Bitcoin’s extreme volatility this week has wiped out a significant amount of unrealized profits across the entire market.
Data from Glassnode showed that on Aug. 1, over 85% of Bitcoin’s circulating supply was in profit, reflecting a stable and enduring bullish sentiment as the price settled at around $65,000. However, as the price began declining over the past week, a huge chunk of this profitability was wiped away.
With Bitcoin dropping to below $50,000 on Aug. 5, the percentage of supply in profit fell to 71%, the lowest since October last year. Even though the price recovered to around $56,000 on Aug. 6, the supply in profit remains at just above 73%.
Both long-term and short-term holders saw a sharp increase in their supply held in loss.
On Aug. 1, STHs held 1.603 million BTC in loss, but this figure rose to 2.868 million on Aug. 5 before decreasing slightly to 2.804 million BTC the next day. This shows that over 1.2 million BTC was bought at prices higher than current market prices, and STHs are sitting on a significant amount of unrealized losses.
The short-term supply in profit plummeted as well. Between Aug. 1 and Aug. 5, the STH supply in profit fell from 1.490 million BTC to just 190,724 BTC, recovering slightly to 236,790 BTC on Aug. 6.
Long-term holders also saw losses, although significantly less pronounced than their STH counterparts. Long-term holder supply in profit decreased from 13.486 million BTC to 12.908 million BTC between Aug. 1 and Aug. 5.
Meanwhile, long-term holder supply in loss grew 148,601 BTC on Aug. 1 to 760,521 BTC on Aug.5, decreasing slightly to 704,926 BTC on Aug. 6. This gradual increase indicates that even LTHs are not entirely insulated from market volatility, though their broader time horizon offers some cushion.
Looking at the entity-adjusted NUPL for long-term and short-term holders provides a clearer and more refined understanding of actual market profit and loss. Previous CryptoSlate analysis found that entity-adjusted metrics, especially NUPL, filter out non-economic transactions, which include internal transfers within the same entity.
These internal movements can distort traditional metrics by creating the false impression of heightened market activity or profit-taking, leading to an inaccurate representation of market sentiment.
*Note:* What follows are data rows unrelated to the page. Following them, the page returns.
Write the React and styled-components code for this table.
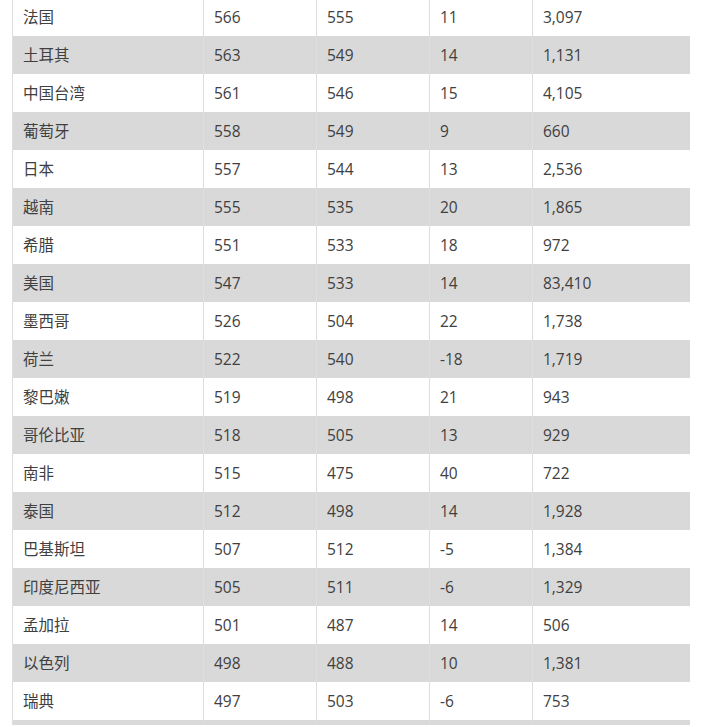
import React from "react";
import styled, { createGlobalStyle } from "styled-components";

const Global = createGlobalStyle`
  html, body { margin: 0; padding: 0; background: #ffffff; }
  body { font-family: "Open Sans", "Noto Sans CJK SC", sans-serif; }
`;

const Page = styled.div`
  padding: 0 13px 0 12px;
  margin-top: -2px;
  height: 727px;
  overflow: hidden;
`;

const Table = styled.table`
  width: 677px;
  border-collapse: collapse;
  table-layout: fixed;
  color: #404040;
  font-size: 15.5px;
`;

const Row = styled.tr`
  height: 38px;
  background: ${(p) => (p.$shade ? "#d9d9d9" : "#ffffff")};
`;

const Cell = styled.td`
  padding: 0 0 0 10px;
  border-left: 1px solid #dedede;
  line-height: 38px;
  white-space: nowrap;
  vertical-align: middle;
`;

const Col = styled.col`
  width: ${(p) => p.$w}px;
`;

const data = [
  ["法国", "566", "555", "11", "3,097"],
  ["土耳其", "563", "549", "14", "1,131"],
  ["中国台湾", "561", "546", "15", "4,105"],
  ["葡萄牙", "558", "549", "9", "660"],
  ["日本", "557", "544", "13", "2,536"],
  ["越南", "555", "535", "20", "1,865"],
  ["希腊", "551", "533", "18", "972"],
  ["美国", "547", "533", "14", "83,410"],
  ["墨西哥", "526", "504", "22", "1,738"],
  ["荷兰", "522", "540", "-18", "1,719"],
  ["黎巴嫩", "519", "498", "21", "943"],
  ["哥伦比亚", "518", "505", "13", "929"],
  ["南非", "515", "475", "40", "722"],
  ["泰国", "512", "498", "14", "1,928"],
  ["巴基斯坦", "507", "512", "-5", "1,384"],
  ["印度尼西亚", "505", "511", "-6", "1,329"],
  ["孟加拉", "501", "487", "14", "506"],
  ["以色列", "498", "488", "10", "1,381"],
  ["瑞典", "497", "503", "-6", "753"],
  ["", "", "", "", ""],
];

const widths = [191, 113, 113, 103, 157];

export default function App() {
  return (
    <>
      <Global />
      <Page>
        <Table>
          <colgroup>
            {widths.map((w, i) => (
              <Col key={i} $w={w} />
            ))}
          </colgroup>
          <tbody>
            {data.map((r, i) => (
              <Row key={i} $shade={i % 2 === 1}>
                {r.map((c, j) => (
                  <Cell key={j}>{c}</Cell>
                ))}
              </Row>
            ))}
          </tbody>
        </Table>
      </Page>
    </>
  );
}
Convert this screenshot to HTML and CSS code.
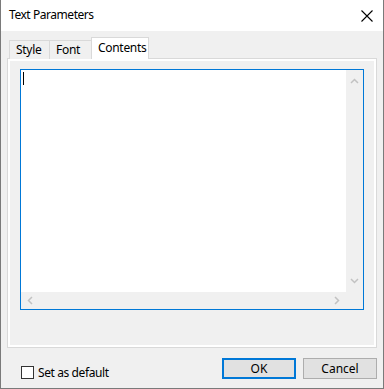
FILE: index.html
```html
<!DOCTYPE html>
<html>
<head>
<meta charset="utf-8">
<link rel="stylesheet" href="styles.css">
</head>
<body>
<div class="dialog">
  <div class="titlebar">
    <span class="title">Text Parameters</span>
    <svg class="close" width="12" height="12" viewBox="0 0 12 12"><path d="M0.5 0.5 L11.5 11.5 M11.5 0.5 L0.5 11.5" stroke="#000" stroke-width="1.1" fill="none"/></svg>
  </div>
  <div class="body">
    <div class="tabs">
      <div class="tab tab-style">Style</div>
      <div class="tab tab-font">Font</div>
      <div class="tab active">Contents</div>
    </div>
    <div class="panel">
      <div class="page">
        <div class="editor">
          <div class="edit-area"><span class="caret"></span></div>
          <div class="vscroll">
            <svg width="9" height="6" viewBox="0 0 9 6"><path d="M1 5 L4.5 1.5 L8 5" stroke="#c2c2c2" stroke-width="1.5" fill="none"/></svg>
            <svg width="9" height="6" viewBox="0 0 9 6"><path d="M1 1 L4.5 4.5 L8 1" stroke="#c2c2c2" stroke-width="1.5" fill="none"/></svg>
          </div>
          <div class="hscroll">
            <svg width="6" height="9" viewBox="0 0 6 9"><path d="M5 1 L1.5 4.5 L5 8" stroke="#c2c2c2" stroke-width="1.5" fill="none"/></svg>
            <svg width="6" height="9" viewBox="0 0 6 9"><path d="M1 1 L4.5 4.5 L1 8" stroke="#c2c2c2" stroke-width="1.5" fill="none"/></svg>
          </div>
          <div class="corner"></div>
        </div>
      </div>
    </div>
    <div class="footer">
      <label class="check"><span class="box"></span>Set as default</label>
      <div class="buttons">
        <div class="btn default">OK</div>
        <div class="btn">Cancel</div>
      </div>
    </div>
  </div>
</div>
</body>
</html>
```

FILE: styles.css
```css
* { box-sizing: border-box; }
html, body { margin: 0; padding: 0; }
body {
  width: 384px;
  height: 389px;
  overflow: hidden;
  font-family: "Noto Sans", "Open Sans", sans-serif;
  font-size: 12px;
  color: #000;
  background: #fff;
}
.dialog {
  width: 384px;
  height: 389px;
  border: 1px solid #7a7a7a;
  border-top: none;
  display: flex;
  flex-direction: column;
  background: #f0f0f0;
}
.titlebar {
  height: 31px;
  background: #fff;
  display: flex;
  align-items: center;
  justify-content: space-between;
  padding: 0 10px 2px 8px;
}
.title { font-size: 12px; letter-spacing: -0.45px; }
.close { display: block; margin-top: 2px; }
.body {
  flex: 1;
  padding: 7px 6px 0 6px;
  display: flex;
  flex-direction: column;
}
.tabs {
  display: flex;
  align-items: flex-end;
  height: 21px;
  padding-left: 2px;
  position: relative;
  z-index: 1;
  margin-bottom: -1px;
}
.tab {
  height: 19px;
  border: 1px solid #d9d9d9;
  border-bottom: none;
  background: #f0f0f0;
  padding: 0 0 0 6px;
  line-height: 18px;
  font-size: 12px;
  letter-spacing: -0.3px;
}
.tab-style { width: 41px; }
.tab-font { width: 42px; border-left: none; padding-left: 6px; }
.tab.active {
  height: 22px;
  width: 58px;
  background: #fff;
  border-left: 1px solid #d9d9d9;
  margin-left: -1px;
  padding-left: 6px;
  line-height: 19px;
}
.panel {
  height: 290px;
  border: 1px solid #d9d9d9;
  background: #fff;
  padding: 2px 2px 2px 2px;
}
.page {
  height: 100%;
  background: #f0f0f0;
  padding: 8px 10px 0 10px;
}
.editor {
  height: 241px;
  border: 1px solid #0078d7;
  background: #fff;
  display: grid;
  grid-template-columns: 1fr 17px;
  grid-template-rows: 1fr 17px;
}
.edit-area {
  position: relative;
  background: #fff;
}
.caret {
  position: absolute;
  left: 2px;
  top: 2px;
  width: 1px;
  height: 13px;
  background: #000;
}
.vscroll {
  background: #f0f0f0;
  display: flex;
  flex-direction: column;
  justify-content: space-between;
  align-items: center;
  padding: 8px 0 8px 0;
}
.hscroll {
  background: #f0f0f0;
  display: flex;
  justify-content: space-between;
  align-items: center;
  padding: 0 6px 0 6px;
}
.corner { background: #f0f0f0; }
.footer {
  display: flex;
  justify-content: space-between;
  align-items: flex-start;
  padding: 10px 0 0 14px;
}
.check {
  display: flex;
  align-items: center;
  gap: 4px;
  margin-top: 6px;
  font-size: 12px;
  letter-spacing: -0.4px;
}
.box {
  width: 13px;
  height: 13px;
  border: 1px solid #333;
  background: #fff;
}
.buttons { display: flex; gap: 7px; }
.btn {
  width: 74px;
  height: 21px;
  border: 1px solid #adadad;
  background: #e1e1e1;
  display: flex;
  align-items: center;
  justify-content: center;
  font-size: 12px;
  padding-bottom: 1px;
}
.btn.default { border: 2px solid #0078d7; }
```
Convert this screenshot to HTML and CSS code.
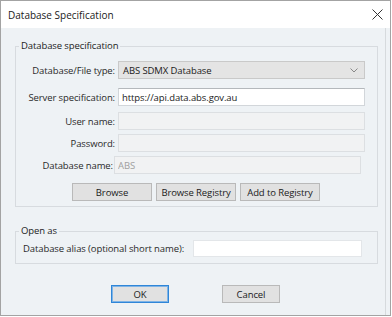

The current data shows that the entity-adjusted LTH-NUPL has remained consistently above 0.5 throughout the year, reflecting a sustained belief among long-term holders in Bitcoin’s upward trajectory.
As of Aug. 6, LTH-NUPL stands at 0.625, indicating that long-term holders still have significant unrealized profits despite recent price fluctuations.
On the other hand, the entity-adjusted STH-NUPL saw significantly more volatility, dropping into negative territory in response to Bitcoin’s price drop. As of Aug. 6, STH-NUPL is at -0.111.
While short-term holders faced substantial unrealized losses and reacted more dramatically to price drops, long-term holders maintained a relatively stable outlook.